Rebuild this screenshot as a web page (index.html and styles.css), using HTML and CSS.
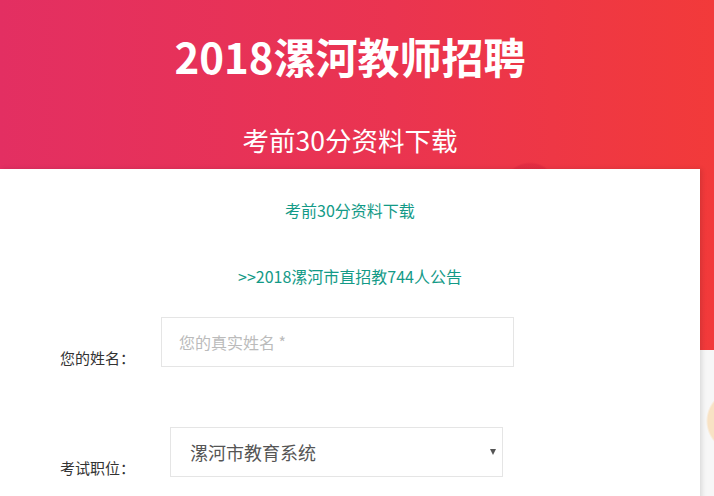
FILE: index.html
```html
<!DOCTYPE html>
<html>
	<head>
		<meta charset="utf-8">
		<title>2018漯河教师招聘</title>
		<link rel="stylesheet" href="styles.css">
	</head>
<body>
	<!-- Red banner with the page title -->
	<div class="head">
		<h1 class="title">2018漯河教师招聘</h1>
		<p class="sub">考前30分资料下载</p>
	</div>

	<div class="card">
		<p class="note">考前30分资料下载</p>
		<p class="notice"><a href="#">&gt;&gt;2018漯河市直招教744人公告</a></p>

		<form class="form">
			<div class="row">
				<label class="label" for="name">您的姓名：</label>
				<input class="field" id="name" type="text" placeholder="您的真实姓名 *">
			</div>
			<div class="row">
				<label class="label" for="job">考试职位：</label>
				<div class="pick">
					<select class="field choose" id="job">
						<option>漯河市教育系统</option>
					</select>
				</div>
			</div>
		</form>
	</div>
</body>
</html>
```

FILE: styles.css
```css
html, body {
	height: 100%;
}
body {
	margin: 0px;
	padding: 0px;
	font-family: "Noto Sans CJK SC", "Noto Sans", sans-serif;
	color: #333;
	text-spacing-trim: space-all;
	background:
		radial-gradient(circle at 738px 421px, #f8e2c4 0, #f8e2c4 30px, rgba(248,226,196,0) 32px) no-repeat,
		radial-gradient(circle at 530px 190px, rgba(205,30,60,0.35) 0, rgba(205,30,60,0.35) 26px, rgba(205,30,60,0) 28px) no-repeat,
		linear-gradient(90deg, #e32f62 0%, #ea3450 55%, #f23a3a 100%) no-repeat 0 0 / 100% 350px,
		#f7f7f7;
}
.head {
	width: 700px;
	height: 169px;
	box-sizing: border-box;
	padding-top: 30px;
	text-align: center;
	color: #fff;
}
.title {
	margin: 0;
	font-size: 42px;
	line-height: 52px;
	font-weight: bold;
}
.sub {
	margin: 41px 0 0 0;
	font-size: 26.5px;
	line-height: 34px;
}

.card {
	width: 700px;
	min-height: 400px;
	box-sizing: border-box;
	padding: 30px 0 40px 60px;
	background-color: #fff;
	box-shadow: 2px 0 5px rgba(0, 0, 0, 0.12);
}
.note, .notice {
	margin: 0;
	padding-right: 60px;
	text-align: center;
	font-size: 16px;
	line-height: 22px;
	color: #139a87;
}
.notice {
	margin-top: 44px;
}
.notice a {
	color: #139a87;
	text-decoration: none;
}

.form {
	margin-top: 30px;
	display: flex;
	flex-direction: column;
	gap: 60px;
}
.row {
	display: flex;
	align-items: flex-end;
}
.label {
	width: 101px;
	font-size: 15px;
	line-height: 18px;
	color: #333;
}
.field {
	width: 353px;
	height: 50px;
	box-sizing: border-box;
	margin: 0;
	padding: 0 17px;
	border: 1px solid #e5e5e5;
	border-radius: 0;
	outline: none;
	font-family: inherit;
	font-size: 16px;
	color: #555;
	background: #fff;
}
.field::placeholder {
	color: #bbb;
}
.pick {
	position: relative;
	margin-left: 9px;
}
.choose {
	width: 333px;
	padding-left: 19px;
	font-size: 18px;
	-webkit-appearance: none;
	appearance: none;
}
.pick::after {				/* the little arrow of the select */
	content: "";
	position: absolute;
	right: 7px;
	top: 22px;
	border-left: 3px solid transparent;
	border-right: 3px solid transparent;
	border-top: 6px solid #555;
	pointer-events: none;
}
```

· · ·

* _Objective_
Without including any pictures, print all of the material exactly as given.

* _Answer to the exercise_
Rebuild this screenshot as a web page (index.html and styles.css), using HTML and CSS.
FILE: index.html
```html
<!DOCTYPE html>
<html>
	<head>
		<meta charset="utf-8">
		<title>2018漯河教师招聘</title>
		<link rel="stylesheet" href="styles.css">
	</head>
<body>
	<!-- Red banner with the page title -->
	<div class="head">
		<h1 class="title">2018漯河教师招聘</h1>
		<p class="sub">考前30分资料下载</p>
	</div>

	<div class="card">
		<p class="note">考前30分资料下载</p>
		<p class="notice"><a href="#">&gt;&gt;2018漯河市直招教744人公告</a></p>

		<form class="form">
			<div class="row">
				<label class="label" for="name">您的姓名：</label>
				<input class="field" id="name" type="text" placeholder="您的真实姓名 *">
			</div>
			<div class="row">
				<label class="label" for="job">考试职位：</label>
				<div class="pick">
					<select class="field choose" id="job">
						<option>漯河市教育系统</option>
					</select>
				</div>
			</div>
		</form>
	</div>
</body>
</html>
```

FILE: styles.css
```css
html, body {
	height: 100%;
}
body {
	margin: 0px;
	padding: 0px;
	font-family: "Noto Sans CJK SC", "Noto Sans", sans-serif;
	color: #333;
	text-spacing-trim: space-all;
	background:
		radial-gradient(circle at 738px 421px, #f8e2c4 0, #f8e2c4 30px, rgba(248,226,196,0) 32px) no-repeat,
		radial-gradient(circle at 530px 190px, rgba(205,30,60,0.35) 0, rgba(205,30,60,0.35) 26px, rgba(205,30,60,0) 28px) no-repeat,
		linear-gradient(90deg, #e32f62 0%, #ea3450 55%, #f23a3a 100%) no-repeat 0 0 / 100% 350px,
		#f7f7f7;
}
.head {
	width: 700px;
	height: 169px;
	box-sizing: border-box;
	padding-top: 30px;
	text-align: center;
	color: #fff;
}
.title {
	margin: 0;
	font-size: 42px;
	line-height: 52px;
	font-weight: bold;
}
.sub {
	margin: 41px 0 0 0;
	font-size: 26.5px;
	line-height: 34px;
}

.card {
	width: 700px;
	min-height: 400px;
	box-sizing: border-box;
	padding: 30px 0 40px 60px;
	background-color: #fff;
	box-shadow: 2px 0 5px rgba(0, 0, 0, 0.12);
}
.note, .notice {
	margin: 0;
	padding-right: 60px;
	text-align: center;
	font-size: 16px;
	line-height: 22px;
	color: #139a87;
}
.notice {
	margin-top: 44px;
}
.notice a {
	color: #139a87;
	text-decoration: none;
}

.form {
	margin-top: 30px;
	display: flex;
	flex-direction: column;
	gap: 60px;
}
.row {
	display: flex;
	align-items: flex-end;
}
.label {
	width: 101px;
	font-size: 15px;
	line-height: 18px;
	color: #333;
}
.field {
	width: 353px;
	height: 50px;
	box-sizing: border-box;
	margin: 0;
	padding: 0 17px;
	border: 1px solid #e5e5e5;
	border-radius: 0;
	outline: none;
	font-family: inherit;
	font-size: 16px;
	color: #555;
	background: #fff;
}
.field::placeholder {
	color: #bbb;
}
.pick {
	position: relative;
	margin-left: 9px;
}
.choose {
	width: 333px;
	padding-left: 19px;
	font-size: 18px;
	-webkit-appearance: none;
	appearance: none;
}
.pick::after {				/* the little arrow of the select */
	content: "";
	position: absolute;
	right: 7px;
	top: 22px;
	border-left: 3px solid transparent;
	border-right: 3px solid transparent;
	border-top: 6px solid #555;
	pointer-events: none;
}
```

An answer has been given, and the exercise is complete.